As the fear of inflation and heightened volatility grips the stock market, I suggest that investors concentrate on companies that consistently generate stable revenues and cash flows and possess the ability to escalate prices or pass on the increased costs to consumers. While commodity stocks like Suncor Energy and Kinross Gold could be a top bet to hedge against inflation, I have shortlisted three all-weather Canadian companies that should also be on your radar.
Pure-play renewable energy company
Brookfield Renewable Partners LP (TSX:BEP.UN)(NYSE:BEP) could be an attractive investment option amid rising inflation and volatility. Notably, this renewable energy giant realizes higher prices amid inflation escalation, which drives its funds from operations, and in turn, its stock.
Notably, the company has consistently delivered strong shareholders’ returns on the back of its growing assets base and resilient cash flows. Its stock has appreciated by more than 213% in five years, while it increased by over 160% in three years. I expect the uptrend in its stock to continue, thanks to its strong development pipeline, long-term contracts, and growing scale.
Its diversified assets are backed by long-term contracts that help the company to deliver predictable cash flows. Importantly, these contracts are inflation-indexed, which eliminates price risk. Thanks to its high-quality earnings and cash flows, Brookfield has consistently rewarded its shareholders with higher dividends. Its dividends grew at a compound annual growth rate (CAGR) of 6% in the last 21 years, while it offers a healthy yield of 3.1%. Looking ahead, it projects 5-9% growth in its annual dividends. Further, its stock has corrected by over 11% in three months, presenting a solid buying opportunity.
A top retailer
Food and pharmacy leader Loblaw (TSX:L) has a resilient business model that remains primarily unaffected by rising inflation and economic cycles. Notably, Loblaw’s value offerings position it well to drive traffic even amid rising inflation.
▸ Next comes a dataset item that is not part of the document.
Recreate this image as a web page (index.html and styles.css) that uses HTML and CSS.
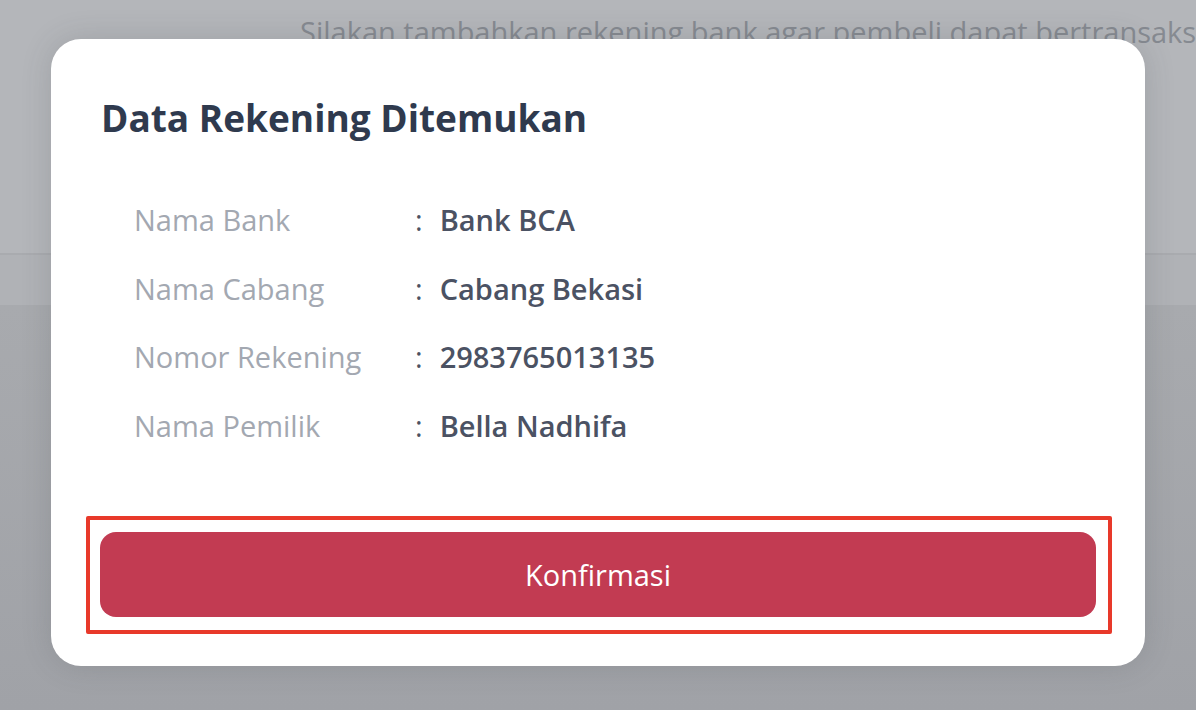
FILE: index.html
```html
<!DOCTYPE html>
<html lang="id">
<head>
<meta charset="utf-8">
<title>Data Rekening Ditemukan</title>
<link rel="stylesheet" href="styles.css">
</head>
<body>
<div class="page">
  <header class="page-head">
    <p class="page-hint">Silakan tambahkan rekening bank agar pembeli dapat bertransaksi</p>
  </header>
  <div class="page-band"></div>
  <div class="page-rest"></div>
</div>

<div class="modal">
  <h2 class="modal-title">Data Rekening Ditemukan</h2>
  <dl class="info">
    <div class="info-row"><dt>Nama Bank</dt><dd>Bank BCA</dd></div>
    <div class="info-row"><dt>Nama Cabang</dt><dd>Cabang Bekasi</dd></div>
    <div class="info-row"><dt>Nomor Rekening</dt><dd>2983765013135</dd></div>
    <div class="info-row"><dt>Nama Pemilik</dt><dd>Bella Nadhifa</dd></div>
  </dl>
  <div class="highlight">
    <button class="btn-confirm" type="button">Konfirmasi</button>
  </div>
</div>
</body>
</html>
```

FILE: styles.css
```css
* { box-sizing: border-box; }
html, body { margin: 0; padding: 0; }
body {
  width: 1196px;
  height: 710px;
  overflow: hidden;
  font-family: "Open Sans", "Noto Sans", sans-serif;
  background: #a6a8ac;
  position: relative;
}
.page {
  display: flex;
  flex-direction: column;
  height: 710px;
}
.page-head {
  height: 255px;
  background: #b4b6ba;
  border-bottom: 2px solid #a9abaf;
  padding: 14px 0 0 300px;
}
.page-hint {
  margin: 0;
  font-size: 29px;
  line-height: 36px;
  color: #868a91;
  white-space: nowrap;
}
.page-band {
  height: 50px;
  background: #b0b2b6;
}
.page-rest {
  flex: 1;
  background: linear-gradient(#a8aaae, #a0a2a7);
}

.modal {
  position: absolute;
  left: 51px;
  top: 39px;
  width: 1094px;
  height: 627px;
  background: #ffffff;
  border-radius: 30px;
  box-shadow: 0 0 30px rgba(60, 64, 70, 0.18);
  padding: 57px 33px 32px 35px;
  display: flex;
  flex-direction: column;
}
.modal-title {
  margin: 0 0 0 15px;
  font-size: 37px;
  line-height: 44px;
  font-weight: 700;
  color: #2f3a4e;
}
.info {
  margin: 46px 0 0 48px;
  display: flex;
  flex-direction: column;
}
.info-row {
  display: flex;
  height: 68.5px;
  line-height: 68.5px;
  font-size: 29px;
}
.info-row dt {
  width: 281px;
  color: #a3a8b1;
  font-weight: 400;
}
.info-row dd {
  margin: 0;
  color: #4b5263;
  font-weight: 600;
}
.info-row dd::before {
  content: ":";
  font-weight: 400;
  color: #4b5263;
  margin-right: 17px;
}
.highlight {
  margin-top: auto;
  border: 4px solid #e8392a;
  border-radius: 2px;
  padding: 12px 12px 13px 10px;
}
.btn-confirm {
  display: flex;
  align-items: center;
  justify-content: center;
  width: 100%;
  height: 85px;
  border: 0;
  border-radius: 16px;
  background: #c23b52;
  color: #ffffff;
  font-family: "Open Sans", "Noto Sans", sans-serif;
  font-size: 29px;
  font-weight: 500;
  padding: 0;
}
```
Further, its thriving e-commerce business is likely to accelerate its growth and support the uptrend in its stock.
Canadian investors can rely on this food giant to ride out inflation-related fears as the demand for its offerings is likely to remain stable. Further, Loblaw’s traffic and revenues could continue to grow at a decent pace thanks to its growing digital capabilities and initiatives to drive traffic and ticket size.
Loblaw stock is gaining momentum and is up by about 21% in three months. However, Loblaw is still trading well below its peers. Its price-to-earnings (P/E) ratio of 14.2 compares favourably to Metro and Alimentation Couche-Tard‘s forward P/E multiple of 16 and 18.6, making it an attractive investment at the current price levels.
A stable utility company
Algonquin Power & Utilities (TSX:AQN)(NYSE:AQN) is a reliable bet amid all economic conditions. The power producer has delivered exceptional returns in the past and has consistently increased its shareholders’ value through higher dividends.
Algonquin’s growing rate base and long-term contracts have helped the company to increase its dividends at a CAGR of 10% in the past 11 years. Looking ahead, investors could expect its dividends to rise at a similar pace, reflecting solid double-digit growth in its rate base and high-quality earnings.
I believe Algonquin Power & Utilities’s long-term contractual arrangements, expansion of renewable power business, strategic acquisitions, and solid balance sheet position it well to deliver stellar returns. The utility giant currently offers a reliable dividend yield of 4.5%.